**** DATA LINES

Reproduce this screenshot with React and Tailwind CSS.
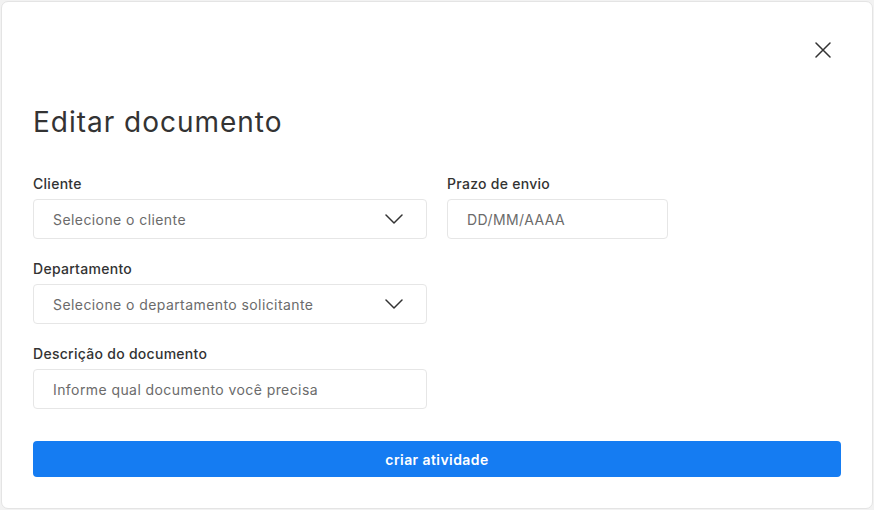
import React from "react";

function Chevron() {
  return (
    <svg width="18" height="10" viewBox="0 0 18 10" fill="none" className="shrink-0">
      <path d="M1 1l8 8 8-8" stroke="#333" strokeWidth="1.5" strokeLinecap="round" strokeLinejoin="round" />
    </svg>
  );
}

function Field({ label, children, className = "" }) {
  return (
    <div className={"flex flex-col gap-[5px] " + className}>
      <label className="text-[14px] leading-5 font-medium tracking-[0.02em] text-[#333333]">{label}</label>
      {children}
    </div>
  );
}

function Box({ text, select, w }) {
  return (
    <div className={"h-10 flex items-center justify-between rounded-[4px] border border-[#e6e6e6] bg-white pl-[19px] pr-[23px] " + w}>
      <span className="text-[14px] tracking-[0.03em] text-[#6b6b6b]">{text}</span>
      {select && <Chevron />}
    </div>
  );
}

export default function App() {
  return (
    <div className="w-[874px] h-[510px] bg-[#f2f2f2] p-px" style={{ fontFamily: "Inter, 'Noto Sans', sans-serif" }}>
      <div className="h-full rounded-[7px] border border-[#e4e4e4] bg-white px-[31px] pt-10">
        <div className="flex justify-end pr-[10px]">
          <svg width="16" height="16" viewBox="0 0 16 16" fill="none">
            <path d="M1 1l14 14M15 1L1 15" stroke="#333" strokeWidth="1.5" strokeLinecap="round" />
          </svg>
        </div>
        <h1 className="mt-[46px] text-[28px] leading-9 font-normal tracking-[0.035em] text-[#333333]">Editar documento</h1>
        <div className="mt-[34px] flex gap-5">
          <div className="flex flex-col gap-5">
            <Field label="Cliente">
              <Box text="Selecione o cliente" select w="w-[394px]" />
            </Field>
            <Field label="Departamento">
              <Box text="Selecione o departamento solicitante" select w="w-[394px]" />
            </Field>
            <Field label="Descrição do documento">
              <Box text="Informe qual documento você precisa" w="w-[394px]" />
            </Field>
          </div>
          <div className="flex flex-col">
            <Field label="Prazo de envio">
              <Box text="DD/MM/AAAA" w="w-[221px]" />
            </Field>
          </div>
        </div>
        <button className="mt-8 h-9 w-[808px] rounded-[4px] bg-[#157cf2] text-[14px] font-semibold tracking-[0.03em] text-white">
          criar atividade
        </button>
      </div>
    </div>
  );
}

********

WHAT THE EXERCISE ASKS ▸
Quote the data above in full, leaving out the pictures it holds.

WORKED ANSWER ▸
Reproduce this screenshot with React and Tailwind CSS.
import React from "react";

function Chevron() {
  return (
    <svg width="18" height="10" viewBox="0 0 18 10" fill="none" className="shrink-0">
      <path d="M1 1l8 8 8-8" stroke="#333" strokeWidth="1.5" strokeLinecap="round" strokeLinejoin="round" />
    </svg>
  );
}

function Field({ label, children, className = "" }) {
  return (
    <div className={"flex flex-col gap-[5px] " + className}>
      <label className="text-[14px] leading-5 font-medium tracking-[0.02em] text-[#333333]">{label}</label>
      {children}
    </div>
  );
}

function Box({ text, select, w }) {
  return (
    <div className={"h-10 flex items-center justify-between rounded-[4px] border border-[#e6e6e6] bg-white pl-[19px] pr-[23px] " + w}>
      <span className="text-[14px] tracking-[0.03em] text-[#6b6b6b]">{text}</span>
      {select && <Chevron />}
    </div>
  );
}

export default function App() {
  return (
    <div className="w-[874px] h-[510px] bg-[#f2f2f2] p-px" style={{ fontFamily: "Inter, 'Noto Sans', sans-serif" }}>
      <div className="h-full rounded-[7px] border border-[#e4e4e4] bg-white px-[31px] pt-10">
        <div className="flex justify-end pr-[10px]">
          <svg width="16" height="16" viewBox="0 0 16 16" fill="none">
            <path d="M1 1l14 14M15 1L1 15" stroke="#333" strokeWidth="1.5" strokeLinecap="round" />
          </svg>
        </div>
        <h1 className="mt-[46px] text-[28px] leading-9 font-normal tracking-[0.035em] text-[#333333]">Editar documento</h1>
        <div className="mt-[34px] flex gap-5">
          <div className="flex flex-col gap-5">
            <Field label="Cliente">
              <Box text="Selecione o cliente" select w="w-[394px]" />
            </Field>
            <Field label="Departamento">
              <Box text="Selecione o departamento solicitante" select w="w-[394px]" />
            </Field>
            <Field label="Descrição do documento">
              <Box text="Informe qual documento você precisa" w="w-[394px]" />
            </Field>
          </div>
          <div className="flex flex-col">
            <Field label="Prazo de envio">
              <Box text="DD/MM/AAAA" w="w-[221px]" />
            </Field>
          </div>
        </div>
        <button className="mt-8 h-9 w-[808px] rounded-[4px] bg-[#157cf2] text-[14px] font-semibold tracking-[0.03em] text-white">
          criar atividade
        </button>
      </div>
    </div>
  );
}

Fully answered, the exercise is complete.